The elevator stopped again and the woman walked out, taking her song with her. It was as if all the tension left the elevator with her. Since we had all shared this awkward experience, the other passengers felt free to break with the norm discuss the strange woman and her song.

It struck me as interesting that, in American culture, when we see someone acting strangely or stupid, we rarely, if ever, confront the individual about it unless there is some kind of physical danger to them or others. Otherwise, we just let them do their thing, and then talk about it once they are gone. Of course, the rules are different with friends or other close relations- we let them know right away if they look or act stupid, but strangers are treated differently. We pretend to ignore them when they are there and then dissect them in their absence with people that we otherwise would not speak to.

I wonder if our culture is not worse off for this. If someone is behaving oddly, wouldn't the right thing be to see if they are in need of assistance? I've seen videos of drunk people walking on the edge of subway platforms. Everyone stares to see if they will fall in. If they do, a good Samaritan or two usually helps them out, but they also let them fall. The Oriental lady I met was having a good day, and in a way, she made all our days a little brighter and more interesting. Yet, we didn't thank her for her song, we just laughed behind her back.

Maybe this tendency is regional or cultural and other communities act more like people who care about each other and less like everyone else is just an inconvenience. We've got an international community here, so I'd like to hear if things are different where you are from.
 
On the note of the drunks - http://en.wikipedia.org/wiki/Schadenfreude

On the note of "no one talking on elevators", I think that part is very regional. In this area, people always talk on the elevators. We're a bit more neighborly than other areas, I'm sure, but most people are usually pretty civil and tend to actually try to engage in conversation beyond the weather. Actually, just yesterday, a man and his son were on the bus near me and Mike. Buses in big cities, no one ever talks. But this guy started talking with us about this that and the other. It was nice, especially when his kid was asking the bus driver to drive faster and such.

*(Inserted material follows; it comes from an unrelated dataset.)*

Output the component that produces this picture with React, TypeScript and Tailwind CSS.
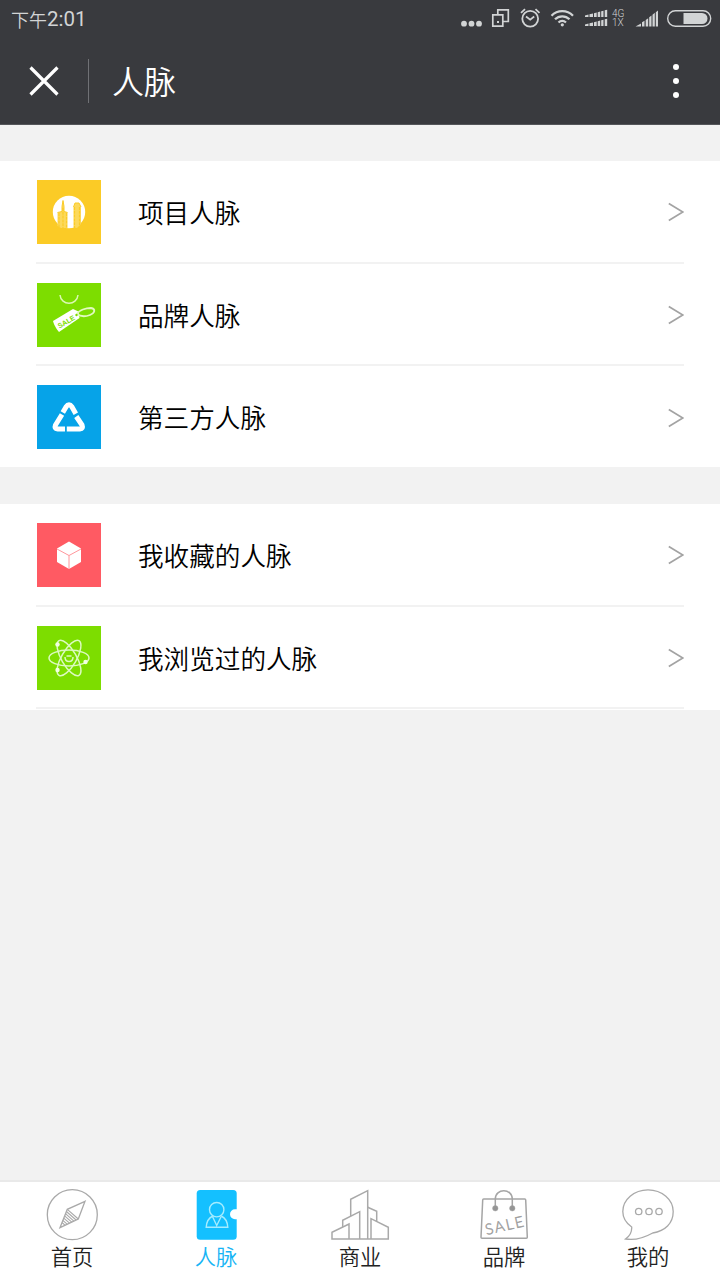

And we were actually on an elevator going down into the subway (we happened to be right next to it waiting to go down, and an elderly woman was using the elevator along with family, they looked at me and mike and waved us on with them). We bypassed about a 30+ minute line by taking this elevator with them, made some decent conversation about the game, thanked them for the ride down, etc.

I dunno, I've had moments where I'm sure I've been talked about behind my back for saying something stupid, doing something weird, or being confused by my attire (novelty shirts all the time, usually people don't get it). If the action is taken, it's about the person. If the action is accepted, then it's the culture.
 
If I would've been singing in that elevator... people would've just thrown tomatoes at me instead of talking about me behind my back.
 
At my time at NC State, there were actually a couple odd events in the elevators. One was when they managed to put, like the middle seat of a minivan in the elevator. And 2 guys just sat in it buckled up, riding the elevator up and down. And the other time was me and my friends, sitting on the floor eating a super sized breadsticks and offering them to people when they got in.

More on topic, I think we just really really like to avoid conflict, so we don't talk to people directly.
 
Why do you think we have a PM system? So people can talk about the Mods behind our back and get it out rather than festering it all lol
 
So for me it is, if somebody asks me for help I will help, otherwise I will not. I just think about, would I like if somebody helped me in this situation or not. And usually my answer is no.
 
Here in NYC you are required to always have headphones in and be staring at the ground whenever you are alone anywhere. If someone bumps in to you, you glare at them ominously and if they try to talk to you, you continue to stare at the ground with the stoicism of a Vulcan.